Alise Willoughby won the Olympic silver medal in BMX cycling in 2016 and is a favorite to win next year at the Tokyo Olympics. Daniel Teuscher/EQ Images/Icon Sportswire

At the U.S. BMX national championships in March, Alise Willoughby knew in midair that she'd misjudged the first jump on the Supercross track. She hadn't given herself enough space to land and avoid the other riders.

Going 35 mph, Willoughby, the most successful BMX racer in history, fell and slid across the asphalt surrounding the course in Rock Hill, South Carolina. As she rolled, the visor of her helmet broke off and the lens of her racing goggles cracked. When she finally came to a stop, she did her Willoughby crash check.

"You want to make sure you're good with your head," she says. "Then you go through the vital checks, and it's like, 'OK, what hurts?' If something hurts, I put a little pressure on it to see if it's actually hurt or if it's like, 'Wow, I just tore half my skin off.'"

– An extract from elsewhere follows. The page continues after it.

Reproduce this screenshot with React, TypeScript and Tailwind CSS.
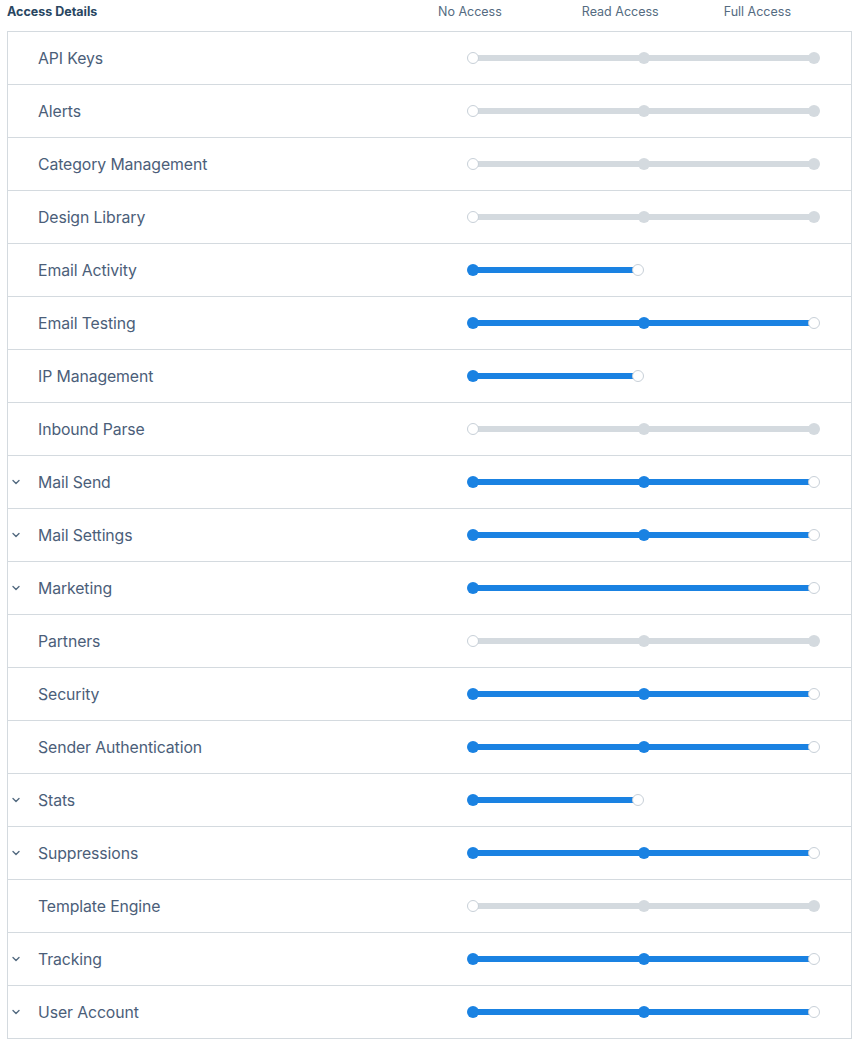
import React from 'react';

type Level = 'off' | 'full' | 'read' | 'wide';

interface Row {
    name: string;
    level: Level;
    expandable?: boolean;
}

const ROWS: Row[] = [
    { name: 'API Keys', level: 'off' },
    { name: 'Alerts', level: 'off' },
    { name: 'Category Management', level: 'off' },
    { name: 'Design Library', level: 'off' },
    { name: 'Email Activity', level: 'read' },
    { name: 'Email Testing', level: 'full' },
    { name: 'IP Management', level: 'read' },
    { name: 'Inbound Parse', level: 'off' },
    { name: 'Mail Send', level: 'full', expandable: true },
    { name: 'Mail Settings', level: 'full', expandable: true },
    { name: 'Marketing', level: 'wide', expandable: true },
    { name: 'Partners', level: 'off' },
    { name: 'Security', level: 'full' },
    { name: 'Sender Authentication', level: 'full' },
    { name: 'Stats', level: 'read', expandable: true },
    { name: 'Suppressions', level: 'full', expandable: true },
    { name: 'Template Engine', level: 'off' },
    { name: 'Tracking', level: 'full', expandable: true },
    { name: 'User Account', level: 'full', expandable: true },
];

const BLUE = '#1a82e2';
const GRAY = '#d4dadf';
const RING = '#c8d0d8';

// x positions inside the slider svg
const START = 7;
const MID = 178;
const END = 348;
const SHORT_END = 172;

const Slider = ({ level }: { level: Level }) => {
    const hollow = (cx: number) => (
        <circle cx={cx} cy={7} r={5.5} fill="#ffffff" stroke={RING} strokeWidth={1} />
    );
    const dot = (cx: number, color: string) => <circle cx={cx} cy={7} r={6} fill={color} />;

    return (
        <svg width={358} height={14} viewBox="0 0 358 14" className="block">
            {level === 'off' && (
                <>
                    <line x1={START} y1={7} x2={END} y2={7} stroke={GRAY} strokeWidth={6} />
                    {dot(MID, GRAY)}
                    {dot(END, GRAY)}
                    {hollow(START)}
                </>
            )}
            {level === 'full' && (
                <>
                    <line x1={START} y1={7} x2={END} y2={7} stroke={BLUE} strokeWidth={6} />
                    {dot(START, BLUE)}
                    {dot(MID, BLUE)}
                    {hollow(END)}
                </>
            )}
            {level === 'wide' && (
                <>
                    <line x1={START} y1={7} x2={END} y2={7} stroke={BLUE} strokeWidth={6} />
                    {dot(START, BLUE)}
                    {hollow(END)}
                </>
            )}
            {level === 'read' && (
                <>
                    <line x1={START} y1={7} x2={SHORT_END} y2={7} stroke={BLUE} strokeWidth={6} />
                    {dot(START, BLUE)}
                    {hollow(SHORT_END)}
                </>
            )}
        </svg>
    );
};

const Chevron = () => (
    <svg width={8} height={6} viewBox="0 0 8 6" className="block">
        <path d="M1 1.5 L4 4.5 L7 1.5" fill="none" stroke="#546b81" strokeWidth={1.4} strokeLinecap="round" strokeLinejoin="round" />
    </svg>
);

export default function App() {
    return (
        <div className="w-[865px] min-h-[1049px] bg-white font-['Inter','Liberation_Sans',sans-serif]">
            <div className="flex items-center h-[31px] pl-[7px] pb-[6px] text-[12.5px] text-[#546b81]">
                <div className="w-[431px] font-bold text-[#294661]">Access Details</div>
                <div>No Access</div>
                <div className="ml-[80px]">Read Access</div>
                <div className="ml-[65px]">Full Access</div>
            </div>
            <div className="ml-[7px] w-[845px] border border-[#d4dadf]">
                {ROWS.map((row, i) => (
                    <div
                        key={row.name}
                        className={
                            i < ROWS.length - 1
                                ? 'flex items-center h-[53px] border-b border-[#d4dadf]'
                                : 'flex items-center h-[52px]'
                        }
                    >
                        <div className="w-[16px] flex justify-center">
                            {row.expandable && <Chevron />}
                        </div>
                        <div className="ml-[14px] mt-[2px] w-[428px] text-[15.8px] text-[#4b5e79] tracking-[-0.1px]">{row.name}</div>
                        <Slider level={row.level} />
                    </div>
                ))}
            </div>
        </div>
    );
}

That day, it was the latter. She scraped most of the skin off the right side of her body.

Then the following day, it happened again. On a turn near the finish line, Willoughby crashed into a rider 50 pounds heavier than her and both tumbled off their bikes. This time, she fell on top of the other rider, who absorbed the brunt of the crash. Injuries to both riders were minimal.

In the end, Willoughby took home bronze, the first time she hadn't won the national championships since she turned pro in 2006, at the age of 15 -- and the first race she'd lost on U.S. soil since April 2017.

But she says the experience was, in some ways, comforting: "Say you don't crash for a while. It's kind of like, 'When's something going to go wrong?' And after you've had that gnarly crash, it's really relieving to be like, 'I'm OK. I just need to let my skin heal and deal with a bit of shower sting. Not everything that happens is going to be catastrophic, and that's good to know.'"

Willoughby knows this perhaps better than any other rider -- and her fortitude in the face of fear is, perhaps, what accounts most for her unprecedented success in the sport.


Born in 1991 in Minnesota, Willoughby was always active as a kid. She won a state title in gymnastics and grew up riding BMX alongside her brother, who refused to coddle his little sister. She says, "I remember my very first race, I had a crash and he's just like, 'Get up!'" She laughs. "There was no mercy from the word go."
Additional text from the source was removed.